"Augmentable, Believable, Improvable and Invisible": exploring identity management services

Augmentable, Believable, Improvable and Invisible is a project by Ina Xi (Art Center College of Design) that aims at reinventing social media and identity management services. What attracted my attention is that the project is based on the research of social media users' misleading behaviors online. It basically "speculates how we can design the social network if it were to afford human conditions such as lying and hiding, even when it's offline".

Ina's research was informed by an on-going discourse about social media users' virtual identity and its security resulted from the increasingly publicized personal data, and is greatly inspired by anecdotes and stories of using technologies to selectively hide from and lie to members in one's virtual network for varied social purposes, which also has an impact on one's real-world relationships", which had led to the summary of four main typographies of dishonest behaviors and their outcomes: "The 'Augmentable Me' is driven by the motivation of a better self-image in front of the chosen audience, and based on what one wants to gain out of being the way they choose.

The 'Believable Me' is a virtual identity associated with credible, authentic informations of a real person, regardless of whether what has been said or done is exactly what has happened. The 'Believable Me' is motivated by the intention of preserving privacy through actively spreading their private information to the world.

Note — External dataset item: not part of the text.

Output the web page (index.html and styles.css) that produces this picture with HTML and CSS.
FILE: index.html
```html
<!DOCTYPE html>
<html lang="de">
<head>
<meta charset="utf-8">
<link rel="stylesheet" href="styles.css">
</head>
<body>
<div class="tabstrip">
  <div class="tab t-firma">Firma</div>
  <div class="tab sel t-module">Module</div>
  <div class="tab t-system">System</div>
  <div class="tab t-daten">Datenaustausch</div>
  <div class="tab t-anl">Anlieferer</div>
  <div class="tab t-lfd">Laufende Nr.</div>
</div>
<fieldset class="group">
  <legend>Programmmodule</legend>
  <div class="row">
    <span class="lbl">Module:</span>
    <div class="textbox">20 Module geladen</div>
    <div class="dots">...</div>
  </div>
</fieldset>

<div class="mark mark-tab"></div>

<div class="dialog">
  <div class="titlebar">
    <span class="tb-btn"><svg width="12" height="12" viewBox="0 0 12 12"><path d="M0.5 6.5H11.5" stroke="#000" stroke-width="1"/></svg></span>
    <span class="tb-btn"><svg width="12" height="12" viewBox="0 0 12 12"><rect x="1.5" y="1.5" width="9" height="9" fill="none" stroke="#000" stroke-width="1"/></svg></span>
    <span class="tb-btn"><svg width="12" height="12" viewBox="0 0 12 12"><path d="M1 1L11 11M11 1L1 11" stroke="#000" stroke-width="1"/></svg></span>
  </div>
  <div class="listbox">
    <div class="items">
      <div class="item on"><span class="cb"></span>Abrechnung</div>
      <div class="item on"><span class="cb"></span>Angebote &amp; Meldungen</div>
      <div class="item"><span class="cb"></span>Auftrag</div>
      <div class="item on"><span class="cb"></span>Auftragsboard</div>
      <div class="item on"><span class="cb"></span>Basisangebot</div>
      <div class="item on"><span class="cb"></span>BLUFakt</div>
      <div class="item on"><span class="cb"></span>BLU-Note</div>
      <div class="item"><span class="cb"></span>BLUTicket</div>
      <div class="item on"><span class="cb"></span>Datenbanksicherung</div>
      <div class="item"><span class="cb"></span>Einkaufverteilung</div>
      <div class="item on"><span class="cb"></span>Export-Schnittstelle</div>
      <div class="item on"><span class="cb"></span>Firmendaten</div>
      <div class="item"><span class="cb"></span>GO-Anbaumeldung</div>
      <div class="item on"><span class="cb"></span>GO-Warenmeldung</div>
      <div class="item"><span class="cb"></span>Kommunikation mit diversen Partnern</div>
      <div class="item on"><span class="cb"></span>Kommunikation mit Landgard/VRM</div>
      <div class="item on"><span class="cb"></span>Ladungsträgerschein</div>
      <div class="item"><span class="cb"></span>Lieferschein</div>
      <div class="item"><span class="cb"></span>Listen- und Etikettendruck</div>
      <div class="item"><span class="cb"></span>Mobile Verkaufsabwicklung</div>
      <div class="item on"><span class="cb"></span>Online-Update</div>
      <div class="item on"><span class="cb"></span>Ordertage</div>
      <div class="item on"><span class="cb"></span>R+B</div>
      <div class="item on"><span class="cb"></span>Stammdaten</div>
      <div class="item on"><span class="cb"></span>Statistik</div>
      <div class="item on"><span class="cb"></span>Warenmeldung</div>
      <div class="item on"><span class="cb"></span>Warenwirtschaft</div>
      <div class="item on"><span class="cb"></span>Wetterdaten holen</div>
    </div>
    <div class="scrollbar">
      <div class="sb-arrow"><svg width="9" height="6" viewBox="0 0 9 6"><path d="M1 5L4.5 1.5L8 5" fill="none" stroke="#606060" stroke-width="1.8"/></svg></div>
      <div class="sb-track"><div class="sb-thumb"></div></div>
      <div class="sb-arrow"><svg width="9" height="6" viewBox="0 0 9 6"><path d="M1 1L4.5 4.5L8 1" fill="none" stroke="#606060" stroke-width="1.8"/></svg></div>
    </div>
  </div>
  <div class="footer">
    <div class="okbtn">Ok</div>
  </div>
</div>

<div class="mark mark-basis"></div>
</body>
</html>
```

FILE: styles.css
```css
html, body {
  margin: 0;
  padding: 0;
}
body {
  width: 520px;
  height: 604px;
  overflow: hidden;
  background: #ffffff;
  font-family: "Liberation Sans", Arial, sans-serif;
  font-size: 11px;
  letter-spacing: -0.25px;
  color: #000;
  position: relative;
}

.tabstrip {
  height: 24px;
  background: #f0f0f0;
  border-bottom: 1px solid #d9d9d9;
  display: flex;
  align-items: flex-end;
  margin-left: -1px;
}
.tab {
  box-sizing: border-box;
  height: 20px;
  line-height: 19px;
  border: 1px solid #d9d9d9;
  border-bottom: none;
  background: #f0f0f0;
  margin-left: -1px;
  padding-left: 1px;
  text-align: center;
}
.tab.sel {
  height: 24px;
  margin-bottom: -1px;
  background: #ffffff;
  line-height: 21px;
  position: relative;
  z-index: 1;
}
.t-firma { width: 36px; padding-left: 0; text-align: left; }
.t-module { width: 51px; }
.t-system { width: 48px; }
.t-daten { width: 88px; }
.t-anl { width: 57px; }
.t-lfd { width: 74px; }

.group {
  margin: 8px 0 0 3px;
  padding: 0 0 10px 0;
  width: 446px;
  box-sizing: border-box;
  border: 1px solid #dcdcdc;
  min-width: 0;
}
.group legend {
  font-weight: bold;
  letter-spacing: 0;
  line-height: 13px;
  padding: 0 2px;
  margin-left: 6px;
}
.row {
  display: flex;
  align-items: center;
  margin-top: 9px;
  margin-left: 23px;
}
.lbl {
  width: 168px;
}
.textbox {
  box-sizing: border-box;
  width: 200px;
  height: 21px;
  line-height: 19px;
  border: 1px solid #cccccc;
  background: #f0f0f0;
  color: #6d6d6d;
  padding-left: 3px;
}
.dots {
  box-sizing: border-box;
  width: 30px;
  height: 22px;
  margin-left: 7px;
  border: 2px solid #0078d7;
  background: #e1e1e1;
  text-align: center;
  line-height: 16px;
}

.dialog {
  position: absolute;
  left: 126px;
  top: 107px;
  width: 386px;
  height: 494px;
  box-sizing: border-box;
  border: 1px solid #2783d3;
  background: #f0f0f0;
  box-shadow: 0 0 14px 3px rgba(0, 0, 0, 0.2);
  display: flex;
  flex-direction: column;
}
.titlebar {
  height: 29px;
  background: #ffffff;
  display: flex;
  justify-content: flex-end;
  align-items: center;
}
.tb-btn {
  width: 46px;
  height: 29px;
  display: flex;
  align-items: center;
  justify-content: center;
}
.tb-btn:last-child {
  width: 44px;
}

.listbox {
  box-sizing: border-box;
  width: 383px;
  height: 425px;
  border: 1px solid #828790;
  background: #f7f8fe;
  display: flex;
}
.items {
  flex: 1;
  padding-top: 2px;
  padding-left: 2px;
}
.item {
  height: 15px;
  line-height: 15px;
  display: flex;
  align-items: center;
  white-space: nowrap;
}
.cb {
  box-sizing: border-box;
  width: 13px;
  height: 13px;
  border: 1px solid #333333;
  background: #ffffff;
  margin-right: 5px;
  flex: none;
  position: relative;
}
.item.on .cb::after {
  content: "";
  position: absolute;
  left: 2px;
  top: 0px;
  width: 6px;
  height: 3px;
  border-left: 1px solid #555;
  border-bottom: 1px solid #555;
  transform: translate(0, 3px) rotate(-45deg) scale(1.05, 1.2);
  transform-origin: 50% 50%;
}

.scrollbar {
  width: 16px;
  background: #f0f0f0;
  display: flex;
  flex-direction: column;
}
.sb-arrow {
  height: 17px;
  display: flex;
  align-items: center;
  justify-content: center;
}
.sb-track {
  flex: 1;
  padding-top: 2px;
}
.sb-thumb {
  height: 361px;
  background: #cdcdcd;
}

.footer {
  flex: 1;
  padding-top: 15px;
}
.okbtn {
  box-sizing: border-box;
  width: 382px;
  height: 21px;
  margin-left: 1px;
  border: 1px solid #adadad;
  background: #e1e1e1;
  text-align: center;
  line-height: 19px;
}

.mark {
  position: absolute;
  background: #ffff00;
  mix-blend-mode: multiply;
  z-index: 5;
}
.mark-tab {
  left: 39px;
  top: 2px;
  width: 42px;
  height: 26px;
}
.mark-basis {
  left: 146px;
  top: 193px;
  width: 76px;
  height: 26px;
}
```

The 'Improvable Me' is the result of a built-up online reputation on top of a bad, or a damaged one.

The 'Invisible Me' is an anonymous identity due to a missing link or a mismatch between the virtual identity and the real person. The value of the Invisible Me is rewarding especially when the identity used to be more public, exposed or discussed."

These personas were then used to translates the observational research into a series of user experiences and scenarios described on her website. See for instance this design fiction which is very compelling:

"Peter always saw Lisa on the metro train home. He wanted to approach her but, instead of coming up and say hi, he tried to find her online. Putting together the observed characteristics of Lisa and pretending to be the guy Robert who said hi to her once on the train, Peter had Lisa accept him as a friend in the virtual network.

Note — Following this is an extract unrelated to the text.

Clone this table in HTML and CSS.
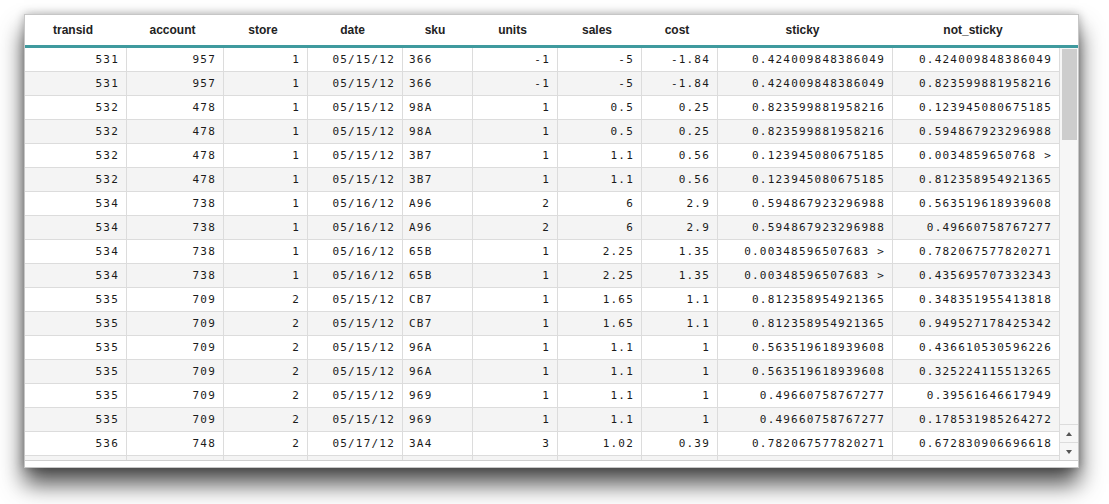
FILE: index.html
```html
<!DOCTYPE html>
<html>
<head>
<meta charset="utf-8">
<link rel="stylesheet" href="styles.css">
</head>
<body>
<div class="window">
  <div class="head">
    <span>transid</span><span>account</span><span>store</span><span>date</span><span>sku</span><span>units</span><span>sales</span><span>cost</span><span>sticky</span><span>not_sticky</span><span></span>
  </div>
  <div class="viewport">
    <div class="rows">
      <div class="row"><span>531</span><span>957</span><span>1</span><span>05/15/12</span><span class="l">366</span><span>-1</span><span>-5</span><span>-1.84</span><span>0.424009848386049</span><span>0.424009848386049</span></div>
      <div class="row"><span>531</span><span>957</span><span>1</span><span>05/15/12</span><span class="l">366</span><span>-1</span><span>-5</span><span>-1.84</span><span>0.424009848386049</span><span>0.823599881958216</span></div>
      <div class="row"><span>532</span><span>478</span><span>1</span><span>05/15/12</span><span class="l">98A</span><span>1</span><span>0.5</span><span>0.25</span><span>0.823599881958216</span><span>0.123945080675185</span></div>
      <div class="row"><span>532</span><span>478</span><span>1</span><span>05/15/12</span><span class="l">98A</span><span>1</span><span>0.5</span><span>0.25</span><span>0.823599881958216</span><span>0.594867923296988</span></div>
      <div class="row"><span>532</span><span>478</span><span>1</span><span>05/15/12</span><span class="l">3B7</span><span>1</span><span>1.1</span><span>0.56</span><span>0.123945080675185</span><span>0.0034859650768 &gt;</span></div>
      <div class="row"><span>532</span><span>478</span><span>1</span><span>05/15/12</span><span class="l">3B7</span><span>1</span><span>1.1</span><span>0.56</span><span>0.123945080675185</span><span>0.812358954921365</span></div>
      <div class="row"><span>534</span><span>738</span><span>1</span><span>05/16/12</span><span class="l">A96</span><span>2</span><span>6</span><span>2.9</span><span>0.594867923296988</span><span>0.563519618939608</span></div>
      <div class="row"><span>534</span><span>738</span><span>1</span><span>05/16/12</span><span class="l">A96</span><span>2</span><span>6</span><span>2.9</span><span>0.594867923296988</span><span>0.49660758767277</span></div>
      <div class="row"><span>534</span><span>738</span><span>1</span><span>05/16/12</span><span class="l">65B</span><span>1</span><span>2.25</span><span>1.35</span><span>0.00348596507683 &gt;</span><span>0.782067577820271</span></div>
      <div class="row"><span>534</span><span>738</span><span>1</span><span>05/16/12</span><span class="l">65B</span><span>1</span><span>2.25</span><span>1.35</span><span>0.00348596507683 &gt;</span><span>0.435695707332343</span></div>
      <div class="row"><span>535</span><span>709</span><span>2</span><span>05/15/12</span><span class="l">CB7</span><span>1</span><span>1.65</span><span>1.1</span><span>0.812358954921365</span><span>0.348351955413818</span></div>
      <div class="row"><span>535</span><span>709</span><span>2</span><span>05/15/12</span><span class="l">CB7</span><span>1</span><span>1.65</span><span>1.1</span><span>0.812358954921365</span><span>0.949527178425342</span></div>
      <div class="row"><span>535</span><span>709</span><span>2</span><span>05/15/12</span><span class="l">96A</span><span>1</span><span>1.1</span><span>1</span><span>0.563519618939608</span><span>0.436610530596226</span></div>
      <div class="row"><span>535</span><span>709</span><span>2</span><span>05/15/12</span><span class="l">96A</span><span>1</span><span>1.1</span><span>1</span><span>0.563519618939608</span><span>0.325224115513265</span></div>
      <div class="row"><span>535</span><span>709</span><span>2</span><span>05/15/12</span><span class="l">969</span><span>1</span><span>1.1</span><span>1</span><span>0.49660758767277</span><span>0.39561646617949</span></div>
      <div class="row"><span>535</span><span>709</span><span>2</span><span>05/15/12</span><span class="l">969</span><span>1</span><span>1.1</span><span>1</span><span>0.49660758767277</span><span>0.178531985264272</span></div>
      <div class="row"><span>536</span><span>748</span><span>2</span><span>05/17/12</span><span class="l">3A4</span><span>3</span><span>1.02</span><span>0.39</span><span>0.782067577820271</span><span>0.672830906696618</span></div>
      <div class="row"><span></span><span></span><span></span><span></span><span class="l"></span><span></span><span></span><span></span><span></span><span></span></div>
    </div>
    <div class="scrollbar">
      <div class="track"><div class="thumb"></div></div>
      <div class="btn"><svg width="6" height="4" viewBox="0 0 6 4"><path d="M0 4 L3 0 L6 4 Z" fill="#555"/></svg></div>
      <div class="btn"><svg width="6" height="4" viewBox="0 0 6 4"><path d="M0 0 L3 4 L6 0 Z" fill="#555"/></svg></div>
    </div>
  </div>
  <div class="foot"></div>
</div>
</body>
</html>
```

FILE: styles.css
```css
html,
body {
  margin: 0;
  background: #ffffff;
}

body {
  min-height: 504px;
  padding-top: 14px;
  box-sizing: border-box;
}

.window {
  margin: 0 0 0 24px;
  width: 1053px;
  border: 1px solid #c6c6c6;
  background: #ffffff;
  box-shadow: 0 16px 22px rgba(0, 0, 0, 0.7), 0 0 9px rgba(0, 0, 0, 0.28);
}

.head,
.row {
  display: grid;
  grid-template-columns: 102px 97px 84px 95px 70px 85px 84px 76px 175px 166px;
}

.head {
  grid-template-columns: 102px 97px 84px 95px 70px 85px 84px 76px 175px 166px 19px;
  height: 33px;
  box-sizing: border-box;
  border-bottom: 3px solid #3f9a9e;
}

.head span {
  font-family: "Liberation Sans", Arial, sans-serif;
  font-weight: bold;
  font-size: 12px;
  color: #222;
  text-align: center;
  line-height: 30px;
  padding-right: 6px;
}

.viewport {
  display: flex;
  height: 412px;
  border-bottom: 1px solid #cfcfcf;
  overflow: hidden;
}

.rows {
  width: 1034px;
  overflow: hidden;
}

.row {
  height: 24px;
  box-sizing: border-box;
  border-bottom: 1px solid #dcdcdc;
}

.row:nth-child(even) {
  background: #f4f4f4;
}

.row span {
  font-family: "DejaVu Sans Mono", monospace;
  font-size: 11px;
  letter-spacing: 1.2px;
  color: #1a1a1a;
  line-height: 23px;
  text-align: right;
  padding: 0 7px 0 6px;
  border-right: 1px solid #dcdcdc;
  white-space: nowrap;
  overflow: hidden;
}

.row span:last-child {
  border-right: none;
}

.row span.l {
  text-align: left;
}

.scrollbar {
  width: 18px;
  border-left: 1px solid #dcdcdc;
  background: #f6f6f6;
  display: flex;
  flex-direction: column;
}

.track {
  flex: 1;
  padding: 1px 1px 0 2px;
}

.thumb {
  height: 91px;
  background: #cdcdcd;
}

.btn {
  height: 18px;
  box-sizing: border-box;
  border-top: 1px solid #dcdcdc;
  display: flex;
  align-items: center;
  justify-content: center;
}

.foot {
  height: 6px;
}
```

Carefully he created a desirable picture of himself through a falsified identity seen by Lisa alone, based on the algorithmic analysis of her online profile, activity history, group discussions and contact list. A discussion between her network friends has shown Peter an opportunity to meet Lisa in real life, making her reach out naturally to him.

With everything planned out and the handy tips of talking ready, Peter went to the bookstore where Lisa works part-timely as a store assistant. Everything happened as expected, except, however, the fact that Lisa was not there to talk to him, and neither does she work at the store.."

Why do I blog this? This project is close to what a student of mine is doing at the design school in Geneva (creating bots that interact on social networking sites). The idea of using this kind of research , material and narrative to explore the complexity of identity management services is interesting. I particularly like the emphasis on various sorts of interfaces in the video.